As escolhas estéticas, como o uso bem aplicado de planos holandeses, a trilha sonora macabra e excelente de Murray Gold, e uma fotografia trabalhada com diversos filtros em vez de apenas paletas frias, são destaques. O texto explora o paradoxo da superstição e do medo, características centrais da temporada, sendo um ótimo ponto de partida para desenvolver uma companion. A qualidade e proposta deste episódio são incríveis nesta fase da temporada.
A variação de figurino de Ruby e o belíssimo figurino do Doutor também são destaques. As mudanças nas roupas e nas referências natalinas refletem os estágios emocionais e a aceitação de Ruby do fardo de ser uma figura macabra. O poder dessa figura impede a completude do poder de Mad Jack, uma jogada excelente de Ruby, e o texto explica bem por que ela demorou a tomar essa atitude.

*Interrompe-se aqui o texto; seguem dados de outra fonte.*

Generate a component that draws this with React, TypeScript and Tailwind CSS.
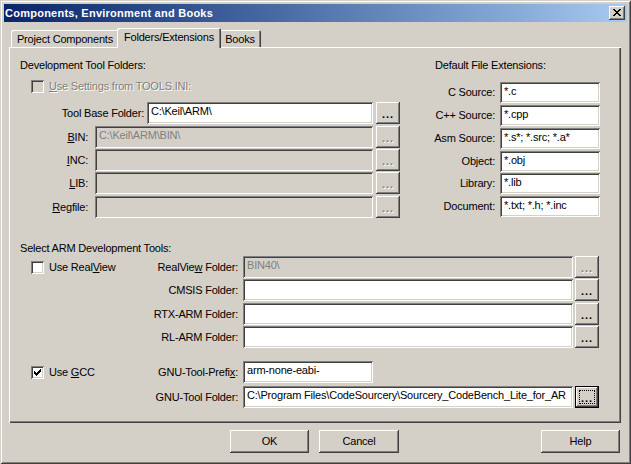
import React from "react";

const font = "[font-family:'Liberation_Sans',Arial,sans-serif]";
const raised =
  "shadow-[inset_-1px_-1px_#404040,inset_1px_1px_#ffffff,inset_-2px_-2px_#808080,inset_2px_2px_#d4d0c8]";
const sunken =
  "shadow-[inset_1px_1px_#808080,inset_-1px_-1px_#ffffff,inset_2px_2px_#404040,inset_-2px_-2px_#d4d0c8]";
const etched = "text-[#808080] [text-shadow:1px_1px_0_#ffffff]";

type FieldProps = { value?: string; disabled?: boolean; className: string };

function Field({ value = "", disabled = false, className }: FieldProps) {
  return (
    <div
      className={`${className} ${sunken} ${
        disabled ? "bg-[#d4d0c8] text-[#808080]" : "bg-white text-black"
      } pl-[4px] pt-[3px] leading-[13px] overflow-hidden whitespace-nowrap`}
    >
      {value}
    </div>
  );
}

function Browse({
  className,
  disabled = false,
  focused = false,
}: {
  className: string;
  disabled?: boolean;
  focused?: boolean;
}) {
  const frame = focused
    ? "shadow-[inset_0_0_0_1px_#000000,inset_-2px_-2px_#404040,inset_2px_2px_#ffffff,inset_-3px_-3px_#808080]"
    : raised;
  return (
    <div
      className={`${className} relative w-[24px] h-[22px] bg-[#d4d0c8] ${frame} flex justify-center pt-[6px]`}
    >
      <span
        className={`font-bold text-[11px] leading-[13px] tracking-[1px] ${
          disabled ? etched : "text-black"
        }`}
      >
        ...
      </span>
      {focused && (
        <div className="absolute inset-[4px] border border-dotted border-black" />
      )}
    </div>
  );
}

function Check({ checked = false, disabled = false }: { checked?: boolean; disabled?: boolean }) {
  return (
    <div
      className={`w-[13px] h-[13px] shrink-0 ${sunken} ${
        disabled ? "bg-[#d4d0c8]" : "bg-white"
      } flex items-center justify-center`}
    >
      {checked && (
        <svg width="7" height="7" viewBox="0 0 7 7" shapeRendering="crispEdges">
          <path
            d="M6 0h1v1H6zM5 1h2v1H5zM0 2h1v1H0zM4 2h3v1H4zM0 3h2v1H0zM3 3h3v1H3zM0 4h5v1H0zM1 5h3v1H1zM2 6h1v1H2z"
            fill="#000"
          />
        </svg>
      )}
    </div>
  );
}

function Button({ className, children }: { className: string; children: React.ReactNode }) {
  return (
    <div
      className={`${className} h-[23px] bg-[#d4d0c8] ${raised} flex items-center justify-center`}
    >
      {children}
    </div>
  );
}

const toolRows = [
  {
    label: <>Tool Base Folder:</>,
    value: "C:\\Keil\\ARM\\",
    labelW: "w-[135px]",
    input: "ml-[3px] w-[226px]",
    mt: "mt-[9px]",
    on: true,
  },
  {
    label: (
      <>
        <u>B</u>IN:
      </>
    ),
    value: "C:\\Keil\\ARM\\BIN\\",
    labelW: "w-[79px]",
    input: "ml-[7px] w-[278px]",
    mt: "mt-[2px]",
    on: false,
  },
  {
    label: (
      <>
        <u>I</u>NC:
      </>
    ),
    value: "",
    labelW: "w-[79px]",
    input: "ml-[7px] w-[278px]",
    mt: "mt-[1px]",
    on: false,
  },
  {
    label: (
      <>
        <u>L</u>IB:
      </>
    ),
    value: "",
    labelW: "w-[79px]",
    input: "ml-[7px] w-[278px]",
    mt: "mt-[1px]",
    on: false,
  },
  {
    label: (
      <>
        <u>R</u>egfile:
      </>
    ),
    value: "",
    labelW: "w-[79px]",
    input: "ml-[7px] w-[278px]",
    mt: "mt-[2px]",
    on: false,
  },
];

const extRows = [
  { label: "C Source:", value: "*.c", mt: "mt-[10px]" },
  { label: "C++ Source:", value: "*.cpp", mt: "mt-[2px]" },
  { label: "Asm Source:", value: "*.s*; *.src; *.a*", mt: "mt-[2px]" },
  { label: "Object:", value: "*.obj", mt: "mt-[2px]" },
  { label: "Library:", value: "*.lib", mt: "mt-[1px]" },
  { label: "Document:", value: "*.txt; *.h; *.inc", mt: "mt-[2px]" },
];

const armRows = [
  {
    check: (
      <>
        Use Real<u>V</u>iew
      </>
    ),
    label: (
      <>
        RealVie<u>w</u> Folder:
      </>
    ),
    value: "BIN40\\",
    disabled: true,
    mt: "mt-[1px]",
  },
  { check: null, label: <>CMSIS Folder:</>, value: "", disabled: false, mt: "mt-[1px]" },
  { check: null, label: <>RTX-ARM Folder:</>, value: "", disabled: false, mt: "mt-[2px]" },
  { check: null, label: <>RL-ARM Folder:</>, value: "", disabled: false, mt: "mt-[1px]" },
];

export default function App() {
  return (
    <div
      className={`w-[631px] h-[464px] bg-[#d4d0c8] ${font} text-[11px] leading-[13px] tracking-[-0.2px] text-black shadow-[inset_1px_1px_#d4d0c8,inset_-1px_-1px_#404040,inset_2px_2px_#ffffff,inset_-2px_-2px_#808080] flex flex-col overflow-hidden select-none`}
    >
      {/* title bar */}
      <div className="mt-[4px] ml-[4px] w-[623px] h-[18px] shrink-0 bg-linear-to-r from-[#0a246a] to-[#a6caf0] flex items-start">
        <span className="ml-[1px] text-white font-bold text-[11px] leading-[18px] tracking-[0.25px]">
          Components, Environment and Books
        </span>
        <div className={`ml-auto mr-[2px] mt-[2px] w-[16px] h-[14px] bg-[#d4d0c8] ${raised} flex items-start`}>
          <svg
            className="ml-[4px] mt-[3px]"
            width="8"
            height="7"
            viewBox="0 0 8 7"
            shapeRendering="crispEdges"
          >
            <path
              d="M0 0h2v1H0zM6 0h2v1H6zM1 1h2v1H1zM5 1h2v1H5zM2 2h4v1H2zM3 3h2v1H3zM2 4h4v1H2zM1 5h2v1H1zM5 5h2v1H5zM0 6h2v1H0zM6 6h2v1H6z"
              fill="#000"
            />
          </svg>
        </div>
      </div>

      {/* tabs */}
      <div className="mt-[6px] ml-[11px] h-[19px] shrink-0 flex items-end">
        <div className="w-[108px] h-[17px] rounded-t-[2px] shadow-[inset_1px_1px_#ffffff,inset_-1px_0_#404040,inset_-2px_0_#808080] flex justify-center pt-[3px]">
          Project Components
        </div>
        <div className="relative z-10 -mx-[2px] -mb-[1px] w-[104px] h-[20px] bg-[#d4d0c8] rounded-t-[2px] shadow-[inset_1px_1px_#ffffff,inset_-1px_0_#404040,inset_-2px_0_#808080] flex justify-center pt-[3px]">
          Folders/Extensions
        </div>
        <div className="w-[42px] h-[17px] rounded-t-[2px] shadow-[inset_1px_1px_#ffffff,inset_-1px_0_#404040,inset_-2px_0_#808080] flex justify-center pt-[3px]">
          Books
        </div>
      </div>

      {/* tab page */}
      <div className="ml-[9px] w-[612px] h-[376px] shrink-0 shadow-[inset_1px_1px_#ffffff,inset_-1px_-1px_#404040,inset_-2px_-2px_#808080] flex flex-col">
        <div className="flex">
          {/* folders */}
          <div className="w-[400px] flex flex-col">
            <div className="mt-[12px] ml-[11px] h-[13px]">Development Tool Folders:</div>
            <div className="mt-[8px] ml-[22px] h-[13px] flex items-center">
              <Check disabled />
              <span className={`ml-[5px] ${etched}`}>
                <u>U</u>se Settings from TOOLS.INI:
              </span>
            </div>
            {toolRows.map((r, i) => (
              <div key={i} className={`${r.mt} h-[22px] flex items-center`}>
                <div className={`${r.labelW} text-right whitespace-nowrap`}>{r.label}</div>
                <Field className={`${r.input} h-[22px]`} value={r.value} disabled={!r.on} />
                <Browse className="ml-[3px]" disabled={!r.on} />
              </div>
            ))}
          </div>

          {/* extensions */}
          <div className="flex flex-col">
            <div className="mt-[12px] ml-[26px] h-[13px]">Default File Extensions:</div>
            {extRows.map((r) => (
              <div key={r.label} className={`${r.mt} h-[21px] flex items-center`}>
                <div className="w-[86px] text-right whitespace-nowrap">{r.label}</div>
                <Field className="ml-[5px] w-[100px] h-[21px]" value={r.value} />
              </div>
            ))}
          </div>
        </div>

        <div className="mt-[24px] ml-[11px] h-[13px]">Select ARM Development Tools:</div>
        {armRows.map((r, i) => (
          <div key={i} className={`${r.mt} h-[22px] flex items-center`}>
            <div className="w-[229px] flex items-center whitespace-nowrap">
              {r.check && (
                <>
                  <div className="ml-[22px]">
                    <Check />
                  </div>
                  <span className="ml-[5px]">{r.check}</span>
                </>
              )}
              <span className="ml-auto">{r.label}</span>
            </div>
            <Field className="ml-[5px] w-[330px] h-[22px]" value={r.value} disabled={r.disabled} />
            <Browse className="ml-[2px]" disabled={r.disabled} />
          </div>
        ))}

        <div className="mt-[13px] h-[22px] flex items-center">
          <div className="w-[229px] flex items-center whitespace-nowrap">
            <div className="ml-[22px]">
              <Check checked />
            </div>
            <span className="ml-[5px]">
              Use <u>G</u>CC
            </span>
            <span className="ml-auto">
              GNU-Tool-Prefi<u>x</u>:
            </span>
          </div>
          <Field className="ml-[5px] w-[130px] h-[22px]" value="arm-none-eabi-" />
        </div>
        <div className="mt-[3px] h-[22px] flex items-center">
          <div className="w-[229px] text-right whitespace-nowrap">GNU-Tool Folder:</div>
          <Field
            className="ml-[5px] w-[330px] h-[22px]"
            value="C:\Program Files\CodeSourcery\Sourcery_CodeBench_Lite_for_AR"
          />
          <Browse className="ml-[2px]" focused />
        </div>
      </div>

      {/* dialog buttons */}
      <div className="mt-[7px] h-[23px] flex">
        <Button className="ml-[230px] w-[79px]">OK</Button>
        <Button className="ml-[10px] w-[80px]">Cancel</Button>
        <Button className="ml-[142px] w-[79px]">Help</Button>
      </div>
    </div>
  );
}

Em “73 Jardas (73 Yards)”, Russell T. Davies cria um mito sombrio, envolvente e intrigante. Infelizmente, muitas pessoas podem passar a vida procurando detalhes desnecessários no enredo, em vez de aproveitar o que há de melhor: o medonho mistério com uma quantidade bem medida de respostas ou meias-respostas. Uma obra-prima do show, algo que não esperava ver tão cedo na era Doctor Who da Disney.